Morebeta Yes, "off market" essentially means a house that could be sold if the price were right.
It's not just traditionally top-end houses that moneybags clients are interested in, though. Ex-council house owners who exercised their right to buy may be sitting on half a million quid's equity. My clients go wild for these houses as they tend to be more spacious and less drastically altered.
Tricot I was responding to Kensingtonkat's comments on widening asking prices and from her comments about Notting Hill assumed she's not a million miles away from my patch (Balham to West Hampstead).
You'd be surprised how much family houses command even in unfashionable areas of London though. Five years ago I didn't even know where Brockley was, and I'd never been through Acton except on the tube. No more, I'm recommending them!

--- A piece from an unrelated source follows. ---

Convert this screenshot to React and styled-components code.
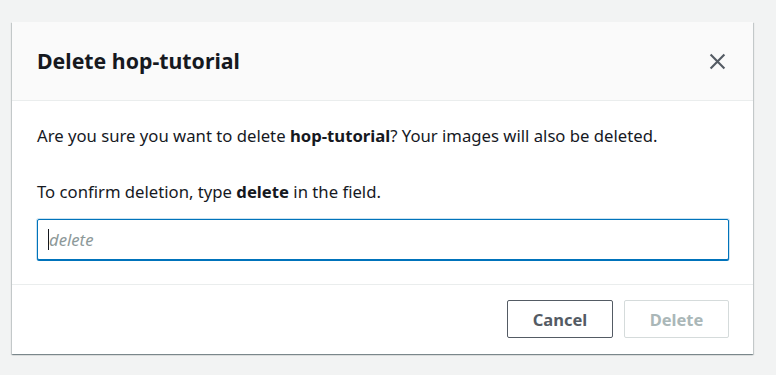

I just bought a house in a nice bit of North London, and really studied the sold prices, cos I was quite jumpy. Asking prices and sold prices for houses have definitely been going up for the last few years a bit, and asking prices this autumn are higher than the spring - but what interested me in looking at the sold price data is how individualised the sold prices were - there were some surprisingly high prices right through 2009/2010 and some lower ones in 2012 for instance. It didn't look so much like house prices rising to a clear bubble as some houses 'getting lucky'.
Also 1605 on the equity/salary sum you mention - I do just wonder whether in some parts of the premium London market there aren't just a good chunk of young families who are sustained by very large equity sums transferred from their families in the same premium area?
I saw one property in a desirable part of Muswell Hill with a dozen well heeled couples offering full asking on the first day, largely driven by schools catchment. It was an unglamorous doer upper doer which was marketed for 800 and needed a lot more spent on it (way out of my league) - a lot of them were clearly locals and I just couldn't help but wonder if that was the case.
The more I have looked for a house in London, the harder I found the whole thing to call, because such diverse factors seem to play on the market, and so many younger people one knows with a nice house in Islington etc are there due to longstanding family money, not income.